We can see the convolution operation a matrix-vector operation: $y = W x$ where $W$ is the $5 \times 12$ matrix such that we get the system of equations:
\begin{align*}
y_1 = w_1 \cdot 0 + w_2 \cdot 0 + w_3 \cdot x_1 + w_4 \cdot x_2
y_2 = w_1 \cdot x_1 + w_2 \cdot x_2 + w_3 \cdot x_3 + w_4 \cdot x_4
\vdots
y_5 = w_1 \cdot x_7 + w_2 \cdot x_8 + w_3 \cdot 0 + w_4 \cdot 0
\end{align*}

### Deconvolution

The interesting part of this observation is that we can give a simple meaning to the inverse operation of the convolution operation, namely the inverse of $W$ through the equation $x = W^{-1} y$.

For now, let’s assume that $W$ is an orthogonal matrix, or in other words that $W^{-1} = W^T$. We can also characterize these matrices by the fact that rows are two by two orthogonal.

In the example of an edge detector, we would have $(w_1, w_2, w_3, w_4) = (-1, 0, 0, 0,1)$, which indeed gives an orthogonal matrix.

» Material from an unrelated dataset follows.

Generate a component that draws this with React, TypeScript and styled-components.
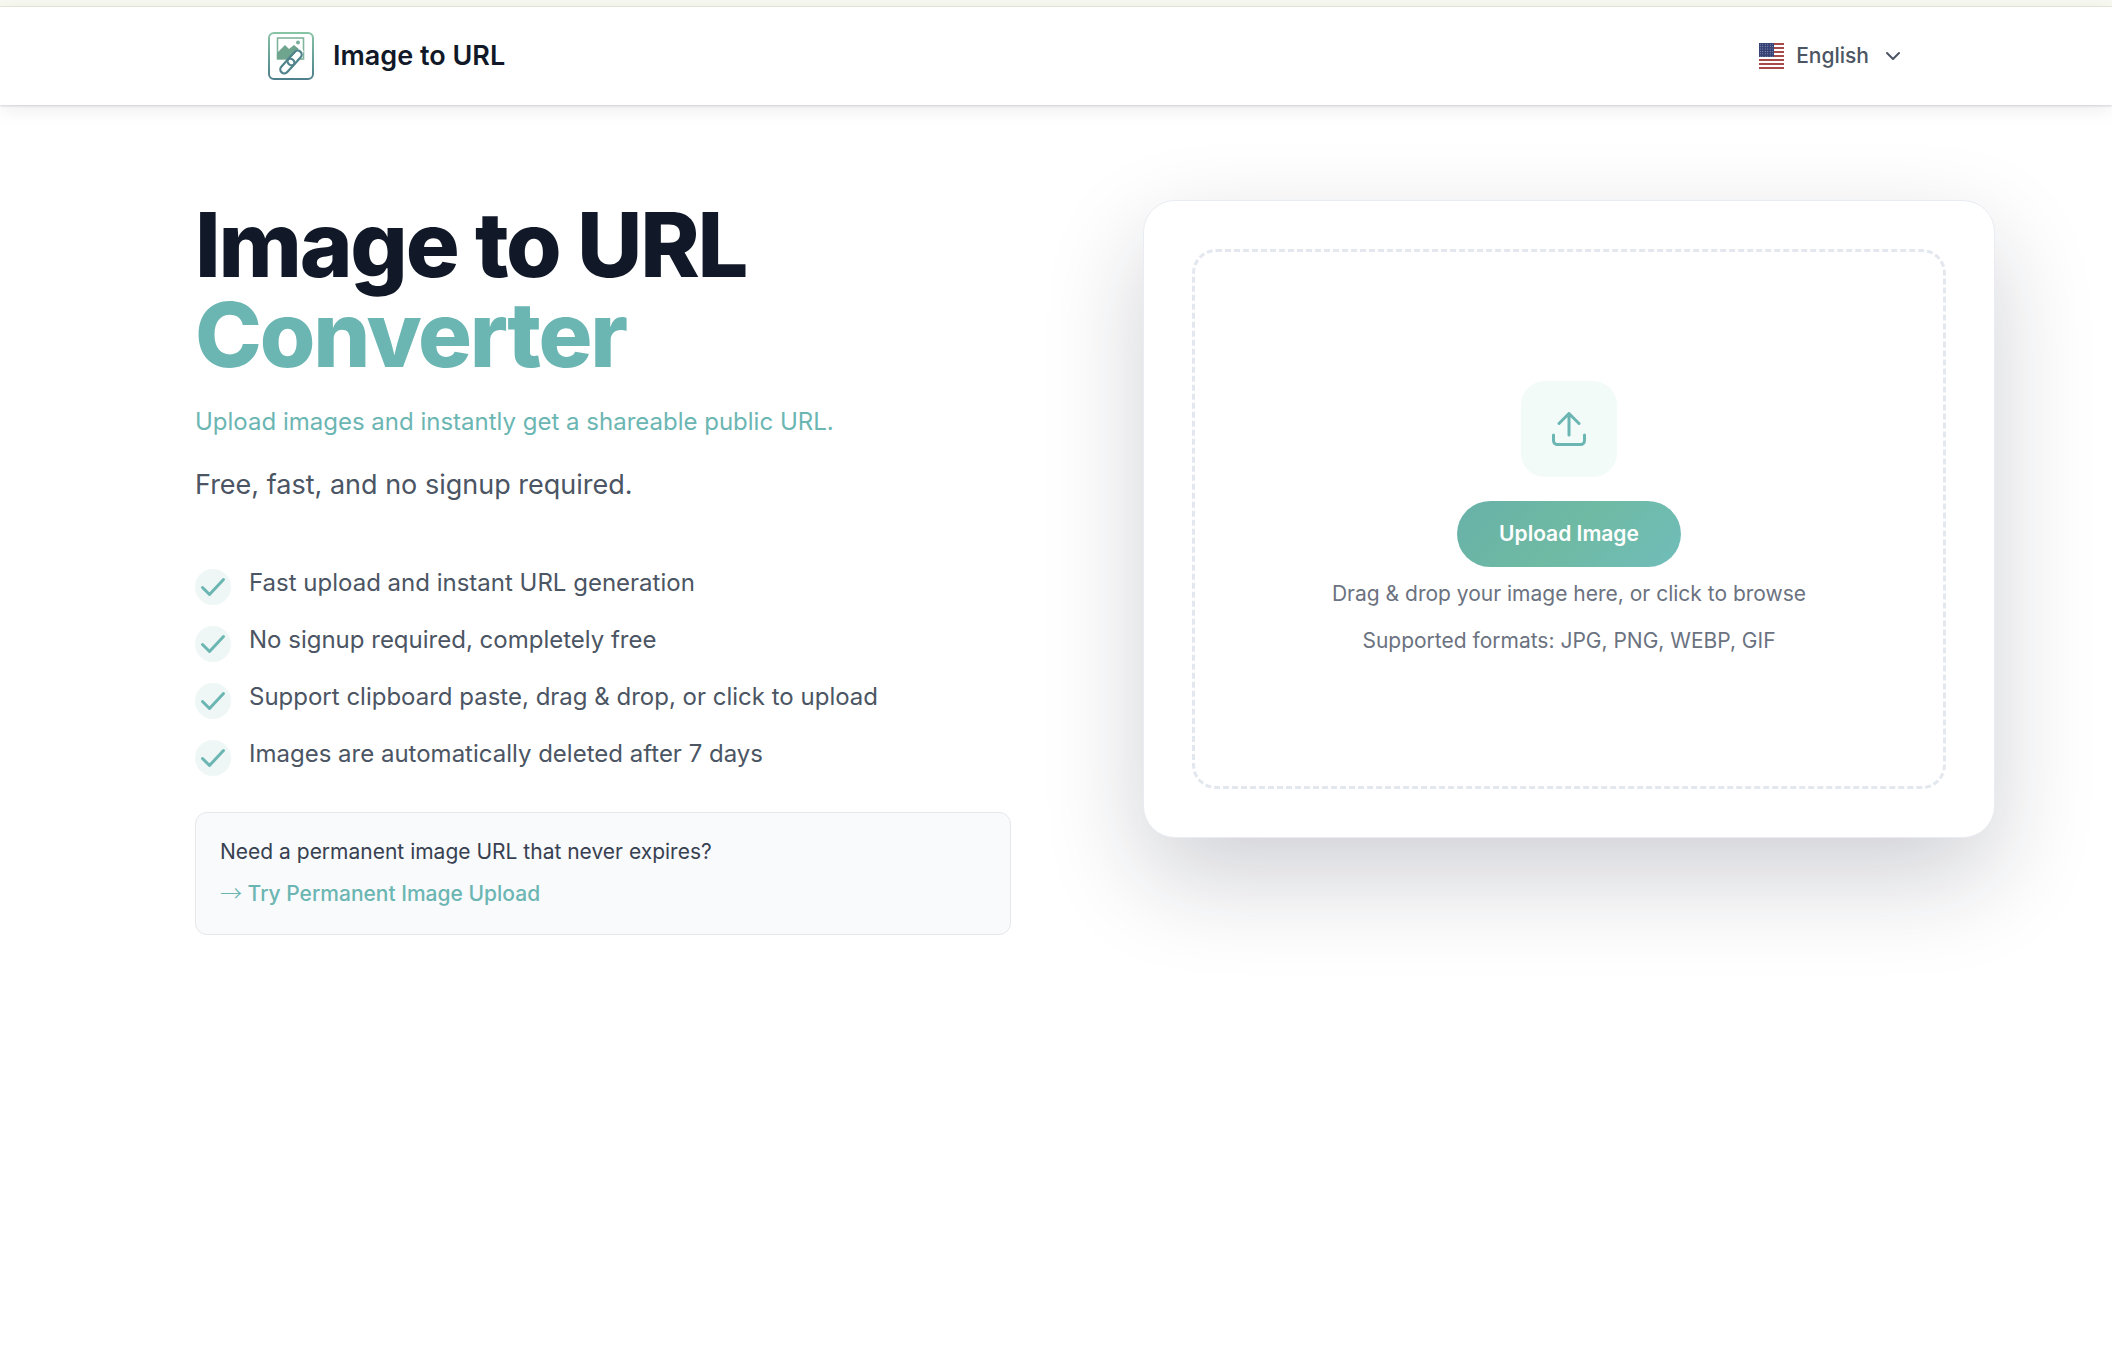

With this assumption, we can see that it is very simple to reconstruct $x$ through the matrix-vector multiplication $x = W^T y$.

However, we note that there is one caveat to this approach: each dot product done between rows of the matrix $W^T$ and the vector $y$ contain just parts of the filter weights, which prevents us from having an implementation that is as efficient as the convolution operation.

### Trick: subpixel convolution

The idea is to tweak the convolution operation in a way so that the deconvolution operation can be done in a similar fashion. We do so by introducing some padding on the $y$ vector:
\begin{align*}
0
0
0
y_1
0
y_2
0
\vdots
y_5
0
0
0
\end{align*}

That way, the matrix involved in the operation mapping $y$ to $x$ is the same we had during the convolution operation except that:

- the weights at each row of the matrix are flipped in order (i.e. $(w_1,w_2,w_3,w_4)$ becomes $(w_4,w_3,w_2,w_1)$)
- there is no more ‘stride’ between two consecutive rows of the matrix

## Unpooling

Similarly, the unpooling operation is the inverse operation of max-pool. To do so, we use the mask (called ‘switches’) that selected maximum entries in the pooling operations in order to restore their original positions. We then set the other values to 0.